Deep Learning - Sequence Models - Week 3
Notes on week 3 of the Sequence Models class, part of Andrew Ng’s deep learning series on Coursera.
A language model computes a probability distribution over sequences of words in a language. It assigns a probability of a given word following a sequence of words.
Encoder-decoder
A basic machine translation system can be designed in two stages - an encoder and a decoder.
An encoder-decoder design can also be used for image captioning. In the diagram below, AlexNet is modified by chopping off the final softmax classifier, leaving a 4096-element vector that represents an encoding of the image. That encoding can then be fed to a decoder that models the probability of a phrase conditioned on the encoded image yielding the caption.
Attention
The encoder-decoder design has trouble with longer sentences. A highly successful alternative is the attention model.
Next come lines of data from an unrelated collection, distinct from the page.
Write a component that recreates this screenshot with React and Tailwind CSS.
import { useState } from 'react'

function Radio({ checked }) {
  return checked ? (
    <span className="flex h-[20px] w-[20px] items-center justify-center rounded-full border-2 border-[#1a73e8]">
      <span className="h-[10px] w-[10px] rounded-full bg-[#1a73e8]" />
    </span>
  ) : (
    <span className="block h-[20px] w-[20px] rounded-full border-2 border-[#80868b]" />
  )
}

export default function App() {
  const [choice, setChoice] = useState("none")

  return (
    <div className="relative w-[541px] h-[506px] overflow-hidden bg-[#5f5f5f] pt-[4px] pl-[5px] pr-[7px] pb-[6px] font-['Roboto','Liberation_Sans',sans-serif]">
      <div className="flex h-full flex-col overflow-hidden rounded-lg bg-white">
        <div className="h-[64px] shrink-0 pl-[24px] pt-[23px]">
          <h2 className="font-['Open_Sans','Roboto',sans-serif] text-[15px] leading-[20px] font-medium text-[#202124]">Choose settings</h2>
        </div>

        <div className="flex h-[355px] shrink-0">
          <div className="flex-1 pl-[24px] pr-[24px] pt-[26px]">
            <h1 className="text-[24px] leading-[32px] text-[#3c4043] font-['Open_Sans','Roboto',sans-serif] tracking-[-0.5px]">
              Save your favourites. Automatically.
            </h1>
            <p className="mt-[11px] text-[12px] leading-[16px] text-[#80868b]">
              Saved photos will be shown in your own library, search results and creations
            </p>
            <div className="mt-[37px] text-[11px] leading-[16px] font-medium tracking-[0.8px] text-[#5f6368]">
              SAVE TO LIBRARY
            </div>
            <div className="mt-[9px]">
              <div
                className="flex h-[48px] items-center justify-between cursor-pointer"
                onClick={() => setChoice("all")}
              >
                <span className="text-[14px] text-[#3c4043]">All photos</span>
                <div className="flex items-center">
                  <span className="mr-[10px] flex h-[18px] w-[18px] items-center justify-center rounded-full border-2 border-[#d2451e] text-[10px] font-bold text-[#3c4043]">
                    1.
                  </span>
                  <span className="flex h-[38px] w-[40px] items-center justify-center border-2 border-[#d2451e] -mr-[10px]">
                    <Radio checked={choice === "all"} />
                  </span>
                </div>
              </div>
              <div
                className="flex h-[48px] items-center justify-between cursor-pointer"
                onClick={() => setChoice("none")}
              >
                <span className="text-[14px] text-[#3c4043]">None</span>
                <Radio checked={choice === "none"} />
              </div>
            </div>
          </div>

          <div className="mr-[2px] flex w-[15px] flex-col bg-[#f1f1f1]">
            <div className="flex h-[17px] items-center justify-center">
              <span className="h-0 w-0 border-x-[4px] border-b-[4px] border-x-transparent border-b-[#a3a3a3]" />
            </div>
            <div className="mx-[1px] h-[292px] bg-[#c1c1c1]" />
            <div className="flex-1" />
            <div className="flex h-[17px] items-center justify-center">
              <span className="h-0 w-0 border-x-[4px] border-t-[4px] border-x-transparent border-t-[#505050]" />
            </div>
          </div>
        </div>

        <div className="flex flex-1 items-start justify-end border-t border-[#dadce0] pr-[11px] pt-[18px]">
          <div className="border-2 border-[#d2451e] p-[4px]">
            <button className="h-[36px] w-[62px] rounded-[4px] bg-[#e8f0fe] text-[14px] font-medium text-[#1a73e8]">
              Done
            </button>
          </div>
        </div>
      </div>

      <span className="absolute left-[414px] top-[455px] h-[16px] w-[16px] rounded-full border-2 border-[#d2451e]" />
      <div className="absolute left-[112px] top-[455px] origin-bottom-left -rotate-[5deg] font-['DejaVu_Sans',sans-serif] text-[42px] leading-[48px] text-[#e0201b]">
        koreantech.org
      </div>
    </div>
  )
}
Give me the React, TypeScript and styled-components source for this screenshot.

A small NN is trained to produce an attention vector, alpha. At each step t in the output, alpha <t, t‘> gives a weight for each activation a<t‘> in the input specifying the degree of attention on the input words while producing that output word.
Date formatting
People format dates in a ridiculous variety of ways. The first exercise is to build a translation-with-attention model to reformat dates to the standard way, like so.
human readable | standardized |
---|---|
3 May 1979 | 1979-05-03 |
5 April 09 | 2009-05-05 |
21th of August 2016 | 2016-08-21 |
Tue 10 Jul 2007 | 2007-07-10 |
Saturday May 9 2018 | 2018-05-09 |
March 3 2001 | 2001-03-03 |
March 3rd 2001 | 2001-03-03 |
1 March 2001 | 2001-03-01 |
Speech recognition
Humans, at least those with healthy young ears, can hear frequencies between 20 and 20,000 hertz. Interpretting those frequencies into words in the presence of background noise is one of those mysterious perceptual tasks that human brains and NN’s seem to do well.
The spectrogram shows three spoken words, “phone”, “activate” in a male voice, “activate” in a female voice. Our goal is to detect the word “activate” as if we wanted to wake-up a device similar to an Alexa. There’s a cool background-noise artifact with three clear harmonics that descend in pitch right before the first word and repeating after the last. It sounds like bird chirp.
It would be interesting to know more about the role of the 1D convolutional layer compared to attention.
Done!
And, just like that… we’re done! Thanks, Andrew Ng.